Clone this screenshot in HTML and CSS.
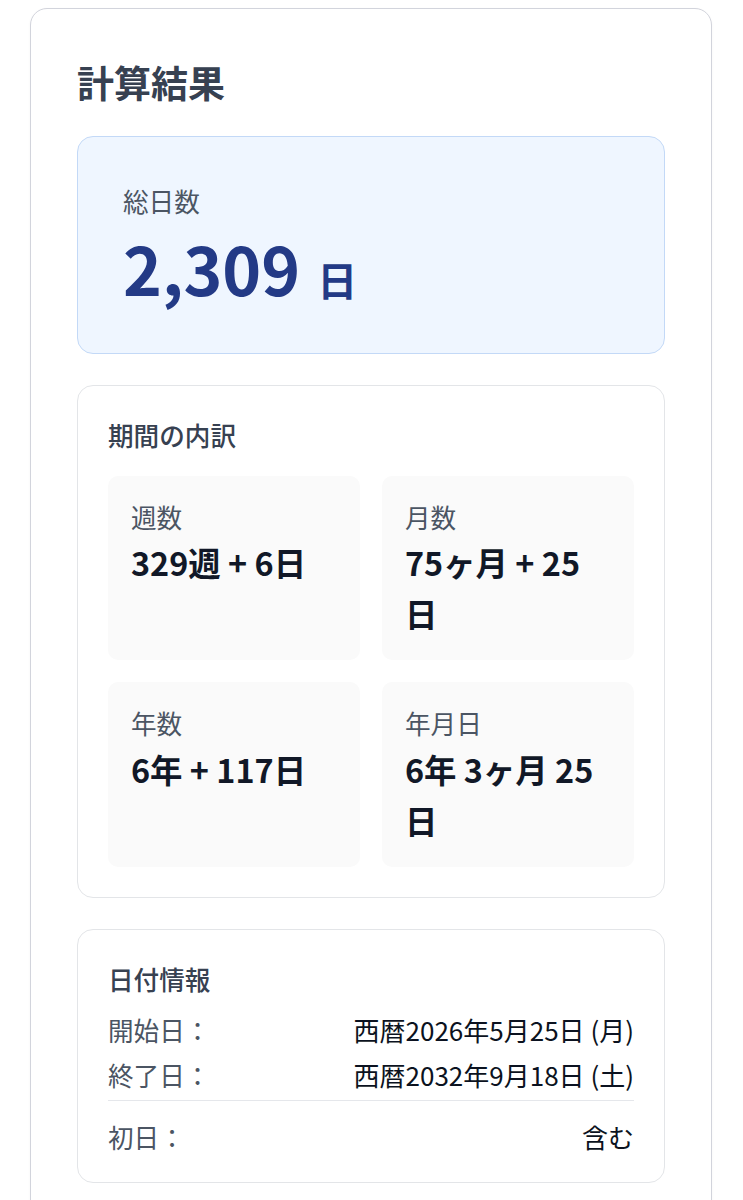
FILE: index.html
```html
<!DOCTYPE html>
<html lang="ja">
<head>
<meta charset="utf-8">
<title>計算結果</title>
<link rel="stylesheet" href="styles.css">
</head>
<body>
<div class="page">
  <section class="result-card">
    <h2 class="title">計算結果</h2>

    <div class="total-box">
      <div class="total-label">総日数</div>
      <div class="total-value"><span class="total-num">2,309</span><span class="total-unit">日</span></div>
    </div>

    <div class="panel breakdown">
      <h3 class="panel-title">期間の内訳</h3>
      <div class="grid">
        <div class="cell">
          <div class="cell-label">週数</div>
          <div class="cell-value">329週 + 6日</div>
        </div>
        <div class="cell">
          <div class="cell-label">月数</div>
          <div class="cell-value">75ヶ月 + 25日</div>
        </div>
        <div class="cell">
          <div class="cell-label">年数</div>
          <div class="cell-value">6年 + 117日</div>
        </div>
        <div class="cell">
          <div class="cell-label">年月日</div>
          <div class="cell-value">6年 3ヶ月 25日</div>
        </div>
      </div>
    </div>

    <div class="panel dates">
      <h3 class="panel-title dates-title">日付情報</h3>
      <div class="rows">
        <div class="row"><span class="row-label">開始日：</span><span class="row-value">西暦2026年5月25日 (月)</span></div>
        <div class="row"><span class="row-label">終了日：</span><span class="row-value">西暦2032年9月18日 (土)</span></div>
      </div>
      <div class="row row-sep"><span class="row-label">初日：</span><span class="row-value">含む</span></div>
    </div>
  </section>
</div>
</body>
</html>
```

FILE: styles.css
```css
* { box-sizing: border-box; }

html, body {
  margin: 0;
  padding: 0;
  background: #ffffff;
}

body {
  font-family: "Noto Sans CJK JP", "Noto Sans", sans-serif;
  color: #111827;
}

.page {
  padding: 8px 31px 0 30px;
}

.result-card {
  border: 1px solid #d2d4dc;
  border-radius: 17px;
  padding: 46px 46px 60px;
  background: #ffffff;
  box-shadow: 0 1px 3px rgba(0, 0, 0, 0.04);
}

.title {
  margin: 0 0 27px;
  font-size: 37px;
  line-height: 54px;
  font-weight: 700;
  color: #374151;
}

.total-box {
  background: #eff6ff;
  border: 1px solid #c3d9f7;
  border-radius: 16px;
  padding: 45px 45px 53px;
}

.total-label {
  font-size: 25.6px;
  line-height: 38.4px;
  color: #4b5563;
}

.total-value {
  margin-top: 14px;
  line-height: 1;
  color: #233a86;
  font-weight: 700;
  white-space: nowrap;
}

.total-num {
  font-size: 66px;
  line-height: 1;
}

.total-unit {
  font-size: 40px;
  line-height: 1;
  margin-left: 17px;
}

.panel {
  margin-top: 31px;
  border: 1px solid #e3e5e8;
  border-radius: 16px;
  padding: 30px;
  background: #ffffff;
}

.panel-title {
  margin: 0 0 21px;
  font-size: 25.6px;
  line-height: 38.4px;
  font-weight: 500;
  color: #374151;
}

.grid {
  display: grid;
  grid-template-columns: 1fr 1fr;
  gap: 22px;
}

.cell {
  background: #fafafa;
  border-radius: 10px;
  padding: 22px 30px 22px 23px;
}

.cell-label {
  font-size: 25.6px;
  line-height: 38.4px;
  color: #4b5563;
}

.cell-value {
  font-size: 32.4px;
  line-height: 51px;
  font-weight: 700;
  color: #111827;
}

.dates {
  padding-bottom: 26px;
}

.dates-title {
  margin-bottom: 12.8px;
}

.rows {
  display: flex;
  flex-direction: column;
  gap: 6.4px;
}

.row {
  display: flex;
  justify-content: space-between;
  align-items: baseline;
  font-size: 25.6px;
  line-height: 38.4px;
}

.row-label {
  color: #4b5563;
}

.row-value {
  font-size: 26px;
  color: #0b1220;
}

.row-sep {
  margin-top: 6px;
  padding-top: 17px;
  border-top: 1.5px solid #e5e7eb;
}
```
+-------+
Leave out the pictures and give the listing above again exactly.

Result:
Clone this screenshot in HTML and CSS.
FILE: index.html
```html
<!DOCTYPE html>
<html lang="ja">
<head>
<meta charset="utf-8">
<title>計算結果</title>
<link rel="stylesheet" href="styles.css">
</head>
<body>
<div class="page">
  <section class="result-card">
    <h2 class="title">計算結果</h2>

    <div class="total-box">
      <div class="total-label">総日数</div>
      <div class="total-value"><span class="total-num">2,309</span><span class="total-unit">日</span></div>
    </div>

    <div class="panel breakdown">
      <h3 class="panel-title">期間の内訳</h3>
      <div class="grid">
        <div class="cell">
          <div class="cell-label">週数</div>
          <div class="cell-value">329週 + 6日</div>
        </div>
        <div class="cell">
          <div class="cell-label">月数</div>
          <div class="cell-value">75ヶ月 + 25日</div>
        </div>
        <div class="cell">
          <div class="cell-label">年数</div>
          <div class="cell-value">6年 + 117日</div>
        </div>
        <div class="cell">
          <div class="cell-label">年月日</div>
          <div class="cell-value">6年 3ヶ月 25日</div>
        </div>
      </div>
    </div>

    <div class="panel dates">
      <h3 class="panel-title dates-title">日付情報</h3>
      <div class="rows">
        <div class="row"><span class="row-label">開始日：</span><span class="row-value">西暦2026年5月25日 (月)</span></div>
        <div class="row"><span class="row-label">終了日：</span><span class="row-value">西暦2032年9月18日 (土)</span></div>
      </div>
      <div class="row row-sep"><span class="row-label">初日：</span><span class="row-value">含む</span></div>
    </div>
  </section>
</div>
</body>
</html>
```

FILE: styles.css
```css
* { box-sizing: border-box; }

html, body {
  margin: 0;
  padding: 0;
  background: #ffffff;
}

body {
  font-family: "Noto Sans CJK JP", "Noto Sans", sans-serif;
  color: #111827;
}

.page {
  padding: 8px 31px 0 30px;
}

.result-card {
  border: 1px solid #d2d4dc;
  border-radius: 17px;
  padding: 46px 46px 60px;
  background: #ffffff;
  box-shadow: 0 1px 3px rgba(0, 0, 0, 0.04);
}

.title {
  margin: 0 0 27px;
  font-size: 37px;
  line-height: 54px;
  font-weight: 700;
  color: #374151;
}

.total-box {
  background: #eff6ff;
  border: 1px solid #c3d9f7;
  border-radius: 16px;
  padding: 45px 45px 53px;
}

.total-label {
  font-size: 25.6px;
  line-height: 38.4px;
  color: #4b5563;
}

.total-value {
  margin-top: 14px;
  line-height: 1;
  color: #233a86;
  font-weight: 700;
  white-space: nowrap;
}

.total-num {
  font-size: 66px;
  line-height: 1;
}

.total-unit {
  font-size: 40px;
  line-height: 1;
  margin-left: 17px;
}

.panel {
  margin-top: 31px;
  border: 1px solid #e3e5e8;
  border-radius: 16px;
  padding: 30px;
  background: #ffffff;
}

.panel-title {
  margin: 0 0 21px;
  font-size: 25.6px;
  line-height: 38.4px;
  font-weight: 500;
  color: #374151;
}

.grid {
  display: grid;
  grid-template-columns: 1fr 1fr;
  gap: 22px;
}

.cell {
  background: #fafafa;
  border-radius: 10px;
  padding: 22px 30px 22px 23px;
}

.cell-label {
  font-size: 25.6px;
  line-height: 38.4px;
  color: #4b5563;
}

.cell-value {
  font-size: 32.4px;
  line-height: 51px;
  font-weight: 700;
  color: #111827;
}

.dates {
  padding-bottom: 26px;
}

.dates-title {
  margin-bottom: 12.8px;
}

.rows {
  display: flex;
  flex-direction: column;
  gap: 6.4px;
}

.row {
  display: flex;
  justify-content: space-between;
  align-items: baseline;
  font-size: 25.6px;
  line-height: 38.4px;
}

.row-label {
  color: #4b5563;
}

.row-value {
  font-size: 26px;
  color: #0b1220;
}

.row-sep {
  margin-top: 6px;
  padding-top: 17px;
  border-top: 1.5px solid #e5e7eb;
}
```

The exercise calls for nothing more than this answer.